What if we compared each measurement directly across data centers? In other words, we typically measure flux over time, but what if we measured flux between the two sets of data at the same moment in time? This turned out to be feasible, if a bit tricky.
Out of 144 measurements, the two data centers were out of sync 140 times (97%). As we data scientists like to say: Yikes! The average temperature for those mismatched measurements was 138°F, also higher than the 10-minute flux measurements. Keep in mind that these measurements were nearly simultaneous (within 1 second, generally) and that the results were delocalized and depersonalized. Typically, “new xbox” isn’t a heavily local query to begin with. So, this appears to be almost entirely a byproduct of the data center itself (not its location).

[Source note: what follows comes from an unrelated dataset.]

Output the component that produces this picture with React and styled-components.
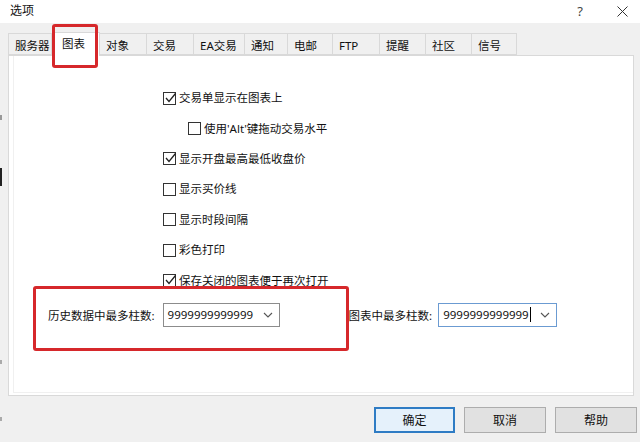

So, What Does It All Mean?
We can’t conclusively prove if something is in a black box, but I feel comfortable saying that Google isn’t simply injecting noise into the system every time we run a query. The large variations across the three keywords suggest that it’s the inherent nature of the queries themselves that matter. Google isn’t moving the target so much as the entire world is moving around the target.
The data center question is much more difficult. It’s possible that the two data centers were just a few minutes out of sync, but there’s no clear evidence of that in the data (there are significant differences across hours). So, I’m left to conclude two things – the large amount of flux we see is a byproduct of both the nature of the keywords and the data centers. Worse yet, it’s not just a matter of the data centers being static but different – they’re all changing constantly within their own universe of data.
The broader lesson is clear – don’t over-interpret one change in one ranking over one time period. Change is the norm, and may indicate nothing at all about your success. We have to look at consistent patterns of change over time, especially across broad sets of keywords and secondary indicators (like organic traffic). Rankings are still important, but they live in a world that is constantly in motion, and none of us can afford to stand still.